After placing a dozen maggots in a petri dish, Michael Wise was surprised to see that only two were still there. The rest had made a break for it, and were jumping all over his lab.
Wise, a botanist at Roanoke College, had been studying gall midges—flies that lay their eggs inside silverrod and goldenrod plants. Once the eggs hatch, the developing larvae create abnormal swellings called galls. Wise would dissect these and collect the orange, rice-size maggots within. And he noted that they’d often start jumping: out of the galls, out of his hands, out of petri dishes. How, he wondered, could a legless animal jump at all, let alone so far or so quickly?
Fortunately, he knew exactly whom to call. Wise had gone to graduate school with Sheila Patek, a biologist at Duke University, who has studied the record-breaking punch of the mantis shrimp and the ballistic jaws of the trap-jaw ant. “A lot of people know that I study small, fast things, so I get a lot of requests to film random stuff,” Patek says. “I’m almost always up for it.”
[Read: Mantis shrimps avoid deadly fights by pummeling each other]

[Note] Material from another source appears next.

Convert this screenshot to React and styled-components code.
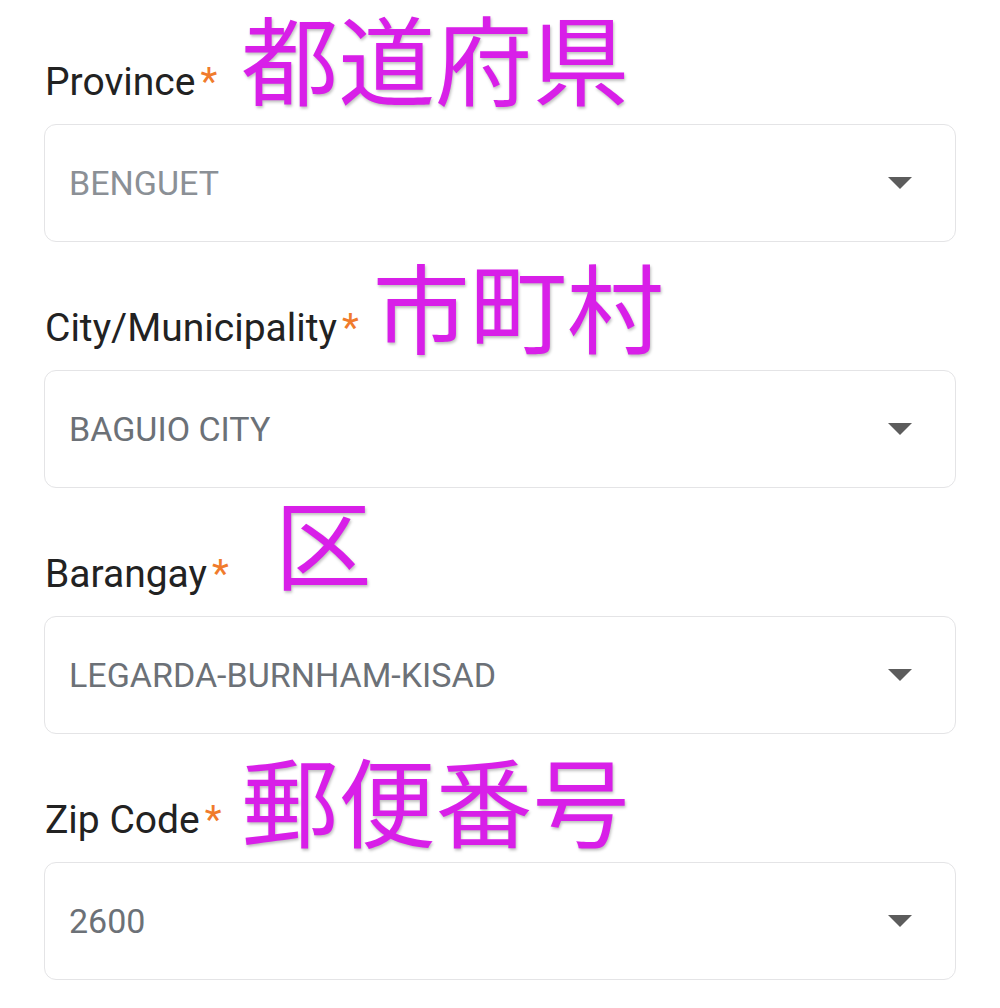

But many animal movements that people think are really fast “are not actually that fast,” she says. To film a fish’s strike or a grasshopper’s leap, you can get away with a high-speed camera that shoots at a paltry 1,000 frames per second. To film the gall-midge maggots, Patek had to break out her 20,000-frame-per-second hardware. “They jump at the same speed as fleas—insects that are using legs,” she says. “They’re really good.”